Yesterday afternoon, I received sad news: Newmatilda.com is folding. What made the news even more saddening was that I found out about it through Crikey, the news site I happen to dislike; don’t ask why. I still receive Crikey’s daily newsletter because I’m their ’squatter’ (as Crikey likes to call their cheapskate non-subscriber).
New Matilda and Crikey are two of Australia’s most popular independent online news sites that provide alternative political views and news analysis. Crikey operates on paid-subscriber business model, while New Matilda runs for no profit, surviving only from independent funding and advertising revenue.
It is no surprise when New Matilda’s editor, Mardi Cordell, stated in her editorial that financial problem is the main reason why the publication will have to cease.

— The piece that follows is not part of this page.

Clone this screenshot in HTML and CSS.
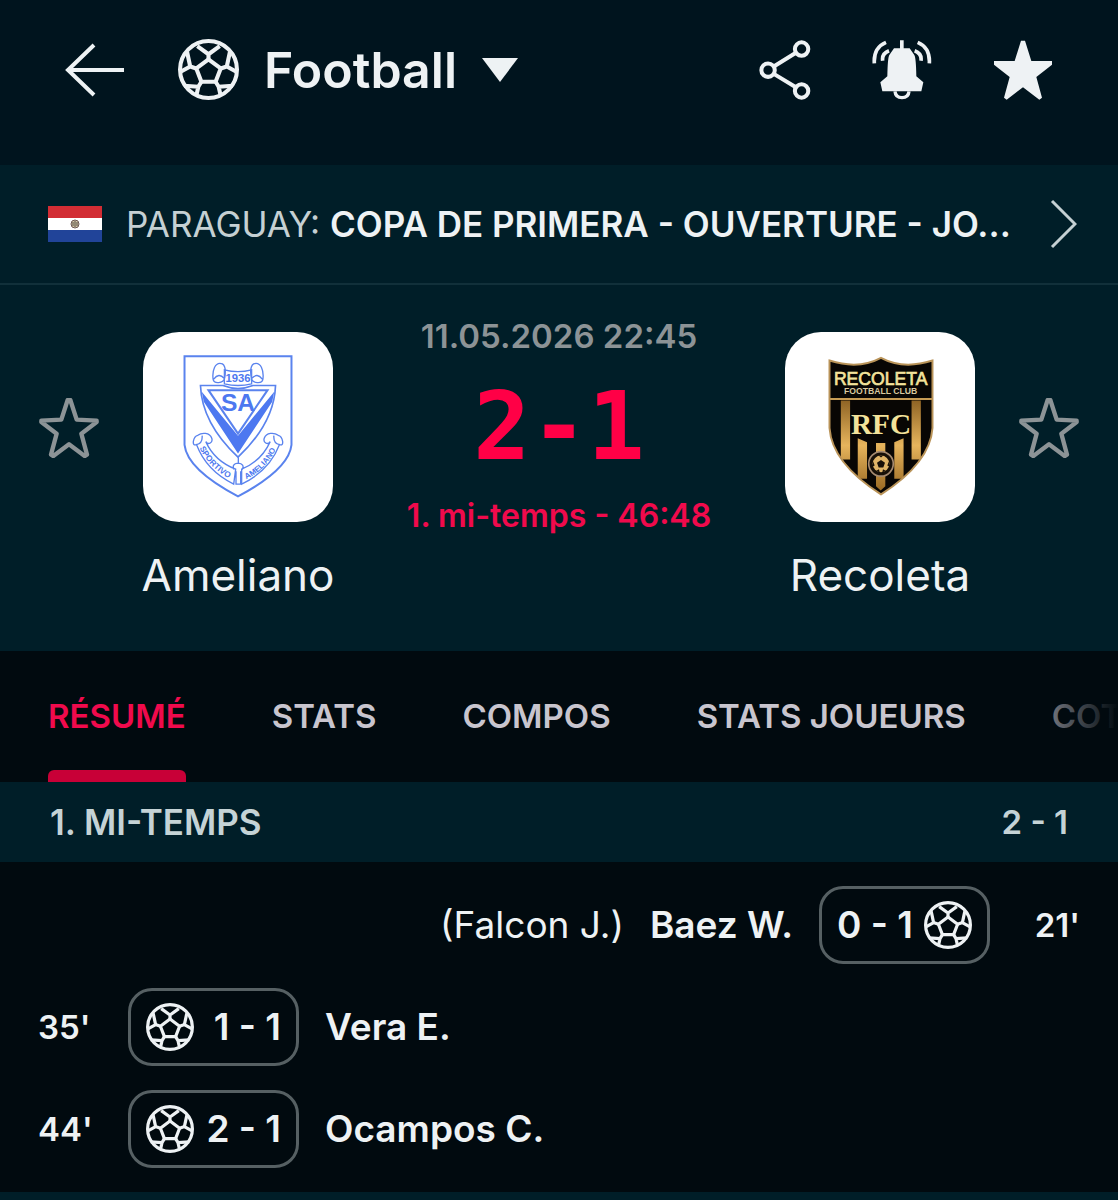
FILE: index.html
```
<!DOCTYPE html>
<html lang="fr">
<head>
    <meta charset="UTF-8">
    <meta name="viewport" content="width=device-width, initial-scale=1.0">
    <title>Ameliano - Recoleta</title>
    <link rel="stylesheet" href="styles.css">
</head>
<body>
    <svg class="defs" width="0" height="0" aria-hidden="true">
        <symbol id="ball" viewBox="0 0 60 60">
            <g fill="none" stroke="currentColor" stroke-width="4" stroke-linejoin="round">
                <circle cx="30" cy="30" r="28"/>
                <path d="M30 20 42 29 37 42H23L18 29Z"/>
                <path d="M30 20V15M19 7 30 15 41 7M42 29 48 27M51 13 48 27 57 32M37 42 40 47M54 46 40 47 42 56M23 42 20 47M6 46 20 47 18 56M18 29 12 27M9 13 12 27 3 32"/>
            </g>
        </symbol>
        <symbol id="star-outline" viewBox="752 232 180 180">
            <path d="M838 238H846L865 297 925 300V304L879 339 896 402 889 406 842 371 795 406 788 402 805 339 759 304V300L819 297Z" fill="none" stroke="currentColor" stroke-width="13" stroke-linejoin="round"/>
        </symbol>
    </svg>

    <header class="topbar">
        <button class="icon-btn back" aria-label="Retour">
            <svg width="60" height="54" viewBox="0 0 60 54" fill="none" stroke="currentColor" stroke-width="4"><path d="M29 2 3 27 29 52M3 27H59"/></svg>
        </button>
        <button class="sport">
            <svg width="61" height="61"><use href="#ball"/></svg>
            <span>Football</span>
            <svg width="36" height="24" viewBox="0 0 36 24"><path d="M0 0H36L18 24Z" fill="currentColor"/></svg>
        </button>
        <div class="actions">
            <button class="icon-btn" aria-label="Partager">
                <svg width="52" height="60" viewBox="56 59 155 179" fill="none" stroke="currentColor" stroke-width="12">
                    <circle cx="183" cy="86" r="20"/>
                    <circle cx="83" cy="149" r="20"/>
                    <circle cx="183" cy="211" r="20"/>
                    <path d="M100 138 166 97M100 160 166 200"/>
                </svg>
            </button>
            <button class="icon-btn" aria-label="Notifications">
                <svg width="60" height="60" viewBox="401 59 180 180" fill="none" stroke="currentColor">
                    <path d="M485 60H496V84H514L528 104Q533 112 534 168L555 186 549 213H432L426 186 447 168Q448 112 453 104L467 84H485Z" fill="currentColor" stroke="none"/>
                    <path d="M470 213C471 225 478 232 491 232S511 225 512 213" stroke-width="10"/>
                    <path d="M443 66Q405 82 408 129M452 91Q430 99 433 121M538 66Q576 82 573 129M529 91Q551 99 548 121" stroke-width="11"/>
                </svg>
            </button>
            <button class="icon-btn" aria-label="Favori">
                <svg width="60" height="60" viewBox="758 58 180 180"><path d="M842 60H854L873 121H935V132L888 169 905 231 897 237 848 200 799 237 791 231 808 169 761 132V121H823Z" fill="currentColor"/></svg>
            </button>
        </div>
    </header>

    <a class="league" href="#">
        <svg class="flag" width="54" height="36" viewBox="0 0 54 36" role="img" aria-label="Paraguay">
            <rect width="54" height="36" fill="#fff"/>
            <rect width="54" height="12" fill="#d22d34"/>
            <rect y="24" width="54" height="12" fill="#214499"/>
            <circle cx="27" cy="18" r="4" fill="#d8c9a8" stroke="#6d5a55"/>
            <path d="M25 16V20M27 15V21M29 16V20" stroke="#4e4a42"/>
        </svg>
        <span class="league-name">PARAGUAY: <strong>COPA DE PRIMERA - OUVERTURE - JO...</strong></span>
        <svg width="27" height="50" viewBox="0 0 27 50"><path d="M2 2 25 25 2 48" fill="none" stroke="currentColor" stroke-width="3"/></svg>
    </a>

    <section class="match">
        <button class="icon-btn fav" aria-label="Suivre Ameliano"><svg width="60" height="60"><use href="#star-outline"/></svg></button>
        <div class="team">
            <div class="crest">
                <svg viewBox="39 36 572 572" fill="none" stroke="#5a83ee" stroke-width="4">
                    <path d="M164 109H486V376Q478 450 325 531Q172 450 164 376Z" stroke-width="6"/>
                    <path d="M284 150Q325 161 366 150V192Q325 202 284 192ZM278 132C255 124 247 154 250 178C252 193 281 192 285 174C288 157 287 138 278 132ZM372 132C395 124 403 154 400 178C398 193 369 192 365 174C362 157 363 138 372 132ZM252 178Q267 157 284 176M398 178Q383 157 366 176"/>
                    <path d="M212 197H280Q325 215 370 197H438Q434 310 325 413Q216 310 212 197Z" stroke-width="5"/>
                    <path d="M216 216 325 348 434 216 428 246 325 402 222 246Z" fill="#4d78f0" stroke="none"/>
                    <path d="M236 211H414L325 342Z" fill="#fff" stroke-width="6"/>
                    <path d="M326 413V433M200 375C184 382 190 350 204 347C216 338 240 338 246 356C250 368 236 378 228 366Q254 424 318 449L312 494Q230 454 200 375ZM200 375Q219 372 217 348M450 375C466 382 460 350 446 347C434 338 410 338 404 356C400 368 414 378 422 366Q396 424 336 449V494Q420 454 450 375ZM450 375Q431 372 433 348M313 450Q305 433 325 431Q346 433 338 450M319 455V494H333V455"/>
                    <path id="ribbon-left" d="M209 385Q236 443 300 478" stroke="none"/>
                    <path id="ribbon-right" d="M350 479Q414 448 444 379" stroke="none"/>
                    <g fill="#4d78f0" stroke="none" font-family="Liberation Sans, Arial, sans-serif">
                        <text x="325" y="186" font-size="34" font-weight="bold" text-anchor="middle">1936</text>
                        <text x="325" y="275" font-size="74" font-weight="bold" text-anchor="middle">SA</text>
                        <text font-size="25" font-weight="bold"><textPath href="#ribbon-left">SPORTIVO</textPath></text>
                        <text font-size="24" font-weight="bold"><textPath href="#ribbon-right">AMELIANO</textPath></text>
                    </g>
                </svg>
            </div>
            <h2>Ameliano</h2>
        </div>
        <div class="score">
            <time datetime="2026-05-11T22:45">11.05.2026 22:45</time>
            <div class="result">2-1</div>
            <div class="status">1. mi-temps - 46:48</div>
        </div>
        <div class="team">
            <div class="crest">
                <svg viewBox="43 36 572 572">
                    <defs>
                        <linearGradient id="gold" x1="0" y1="0" x2="0" y2="1">
                            <stop offset="0" stop-color="#8f6425"/>
                            <stop offset="0.5" stop-color="#e6b45c"/>
                            <stop offset="1" stop-color="#9a6a24"/>
                        </linearGradient>
                        <clipPath id="shield"><path d="M177 122Q265 150 332 114Q399 150 487 122V325Q480 430 332 525Q184 430 177 325Z"/></clipPath>
                    </defs>
                    <g clip-path="url(#shield)">
                        <path d="M170 100H500V540H170Z" fill="#080604"/>
                        <path d="M211 242H239V420H211ZM424 242H452V420H424ZM262 356 290 368V478H262ZM372 368 400 356V478H372ZM317 370H345V500L331 513 317 500Z" fill="url(#gold)"/>
                        <path d="M177 238H487" stroke="#c79c55" stroke-width="6"/>
                    </g>
                    <path d="M177 122Q265 150 332 114Q399 150 487 122V325Q480 430 332 525Q184 430 177 325Z" fill="none" stroke="#b99358" stroke-width="6"/>
                    <circle cx="332" cy="433" r="37" fill="#171008" stroke="#a58a70" stroke-width="5"/>
                    <circle cx="332" cy="433" r="25" fill="#e0b568"/>
                    <path d="M332 421 344 430 339 444H325L320 430ZM325 408H339L332 414ZM308 425 313 438 307 441ZM356 425 351 438 357 441ZM318 454 326 449 328 459ZM346 454 338 449 336 459Z" fill="#171008"/>
                    <g fill="#f3e39b" text-anchor="middle">
                        <text x="331" y="195" font-family="Liberation Sans, Arial, sans-serif" font-size="53" stroke="#f3e39b" stroke-width="2">RECOLETA</text>
                        <text x="331" y="222" font-family="Liberation Sans, Arial, sans-serif" font-size="26" font-weight="bold" fill="#d8c9a0">FOOTBALL CLUB</text>
                        <text x="332" y="342" font-family="Liberation Serif, serif" font-size="88" font-weight="bold">RFC</text>
                    </g>
                </svg>
            </div>
            <h2>Recoleta</h2>
        </div>
        <button class="icon-btn fav" aria-label="Suivre Recoleta"><svg width="60" height="60"><use href="#star-outline"/></svg></button>
    </section>

    <nav class="tabs">
        <a class="active" href="#">RÉSUMÉ</a>
        <a href="#">STATS</a>
        <a href="#">COMPOS</a>
        <a href="#">STATS JOUEURS</a>
        <a href="#">COTES</a>
    </nav>

    <main>
        <div class="period">
            <h3>1. MI-TEMPS</h3>
            <span>2 - 1</span>
        </div>
        <ol class="events">
            <li class="away">
                <span class="minute">21'</span>
                <span class="goal"><svg width="48" height="48"><use href="#ball"/></svg><span>0 - 1</span></span>
                <strong>Baez W.</strong>
                <span class="assist">(Falcon J.)</span>
            </li>
            <li>
                <span class="minute">35'</span>
                <span class="goal"><svg width="48" height="48"><use href="#ball"/></svg><span>1 - 1</span></span>
                <strong>Vera E.</strong>
            </li>
            <li>
                <span class="minute">44'</span>
                <span class="goal"><svg width="48" height="48"><use href="#ball"/></svg><span>2 - 1</span></span>
                <strong>Ocampos C.</strong>
            </li>
        </ol>
    </main>
</body>
</html>
```
FILE: styles.css
```
* {
    box-sizing: border-box;
}
body {
    margin: 0;
    min-height: 100vh;
    background-color: #001e28;
    color: #eef2f4;
    font-family: Inter, sans-serif;
    font-size: 33px;
    line-height: 40px;
}
h2, h3 {
    margin: 0;
}
svg {
    display: block;
    flex-shrink: 0;
}
.defs {
    position: absolute;
}
button {
    padding: 0;
    border: none;
    background: none;
    color: inherit;
    font: inherit;
    cursor: pointer;
}
a {
    color: inherit;
    text-decoration: none;
}

.topbar {
    display: flex;
    align-items: center;
    padding: 39px 65px 65px;
    background-color: #00141e;
}
.sport {
    display: flex;
    align-items: center;
    gap: 25px;
    margin-left: 53px;
    font-size: 50px;
    font-weight: 600;
    line-height: 60px;
}
.actions {
    display: flex;
    gap: 61px;
    margin-left: auto;
}

.league {
    display: flex;
    align-items: center;
    gap: 24px;
    padding: 34px 41px 34px 48px;
    border-bottom: 2px solid #11303a;
    color: #c5d0d3;
    font-size: 35px;
}
.league-name {
    flex: 1;
    min-width: 0;
    overflow: hidden;
    white-space: nowrap;
    text-overflow: ellipsis;
}
.league-name strong {
    color: #eef2f4;
    font-weight: 600;
}

.match {
    display: flex;
    align-items: flex-start;
    padding: 31px 39px 49px;
}
.fav {
    margin-top: 82px;
    color: #8c9396;
}
.team {
    width: 190px;
    margin: 16px 44px 0;
    text-align: center;
}
.crest {
    height: 190px;
    border-radius: 36px;
    background-color: #fff;
}
.team h2 {
    display: flex;
    justify-content: center;
    margin-top: 26px;
    font-size: 44px;
    font-weight: 400;
    line-height: 54px;
}
.score {
    display: flex;
    flex: 1;
    flex-direction: column;
    align-items: center;
    gap: 20px;
    color: #ff0046;
    font-weight: 600;
    white-space: nowrap;
}
.score time {
    color: #8c9396;
}
.result {
    font-family: "DejaVu Sans Mono", monospace;
    font-size: 95px;
    font-weight: 700;
    line-height: 100px;
}
.status {
    color: #f00a4c;
    font-size: 32px;
}

.tabs {
    position: relative;
    display: flex;
    gap: 86px;
    padding: 0 48px;
    overflow: hidden;
    background-color: #010a0f;
    color: #c8c5ce;
    font-weight: 600;
    white-space: nowrap;
}
/* fade over the tabs that run off the right edge */
.tabs::after {
    content: "";
    position: absolute;
    top: 0;
    right: 0;
    bottom: 0;
    width: 120px;
    background: linear-gradient(to left, #010a0f, transparent);
    pointer-events: none;
}
.tabs a {
    padding: 45px 0 46px;
}
.tabs .active {
    position: relative;
    color: #f00a4c;
}
.tabs .active::after {
    content: "";
    position: absolute;
    right: 0;
    bottom: 0;
    left: 0;
    height: 12px;
    border-radius: 6px 6px 0 0;
    background-color: #c80037;
}

.period {
    display: flex;
    justify-content: space-between;
    padding: 20px 50px;
    color: #c5d3d6;
    font-weight: 600;
}
.period h3 {
    font-size: 35px;
    font-weight: 600;
}
.events {
    display: flex;
    flex-direction: column;
    gap: 24px;
    margin: 0;
    padding: 24px 38px;
    background-color: #010a0f;
    font-size: 37px;
    list-style: none;
}
.events li {
    display: flex;
    align-items: center;
    gap: 26px;
}
.events .away {
    flex-direction: row-reverse;
}
.events strong {
    font-weight: 600;
}
.minute {
    width: 64px;
    font-size: 33px;
    font-weight: 600;
}
.away .minute {
    text-align: right;
}
.goal {
    display: flex;
    align-items: center;
    justify-content: space-between;
    width: 171px;
    height: 78px;
    padding: 0 15px;
    border: 3px solid #566063;
    border-radius: 24px;
    font-weight: 600;
}
.away .goal {
    flex-direction: row-reverse;
}
```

This is in large part due to the sheer difficulty of selling online advertising in the current media environment.
The big media players are struggling to find a workable online business model that allows them to pay their writers and maintain high standards — and so are we.
The death of New Matilda is just one example of how quality online journalism could suffer due to lack of financial support.
We all have heard and joined the debate: should we pay for content online?
Rupert Murdoch said yes. Crikey is doing it, and hey, they’re not dying like New Matilda. Singapore’s Strait Times has already adopted the paid-subscribers business model to get all-access to the website, including to the ‘Latest News’ section. Fairfax are just a few steps away from putting pay wall for access to its site.
The arguments behind this debate concern the future of journalism industry and the quality of journalism content. Some argue that charging fees online is necessary to keep journalism industry alive. It would also ensure the industry to continue provide quality journalism, as opposed to free crappy articles written by random citizen journalist.
Convinced? I’m not. Despite my sad loss for New Matilda, I don’t think we should pay for content online. The digital universe means we have plenty of sources to choose from. If big media players decided to charge fee for their online content, sooner or later someone else will come to the rescue. Also, frankly, I’ve seen so many ads on mainstream online news site that it’s hard to believe that they’re not making enough money from these ads.
Online culture is about content-sharing and we like to share all the love we’ve got. Spread the love.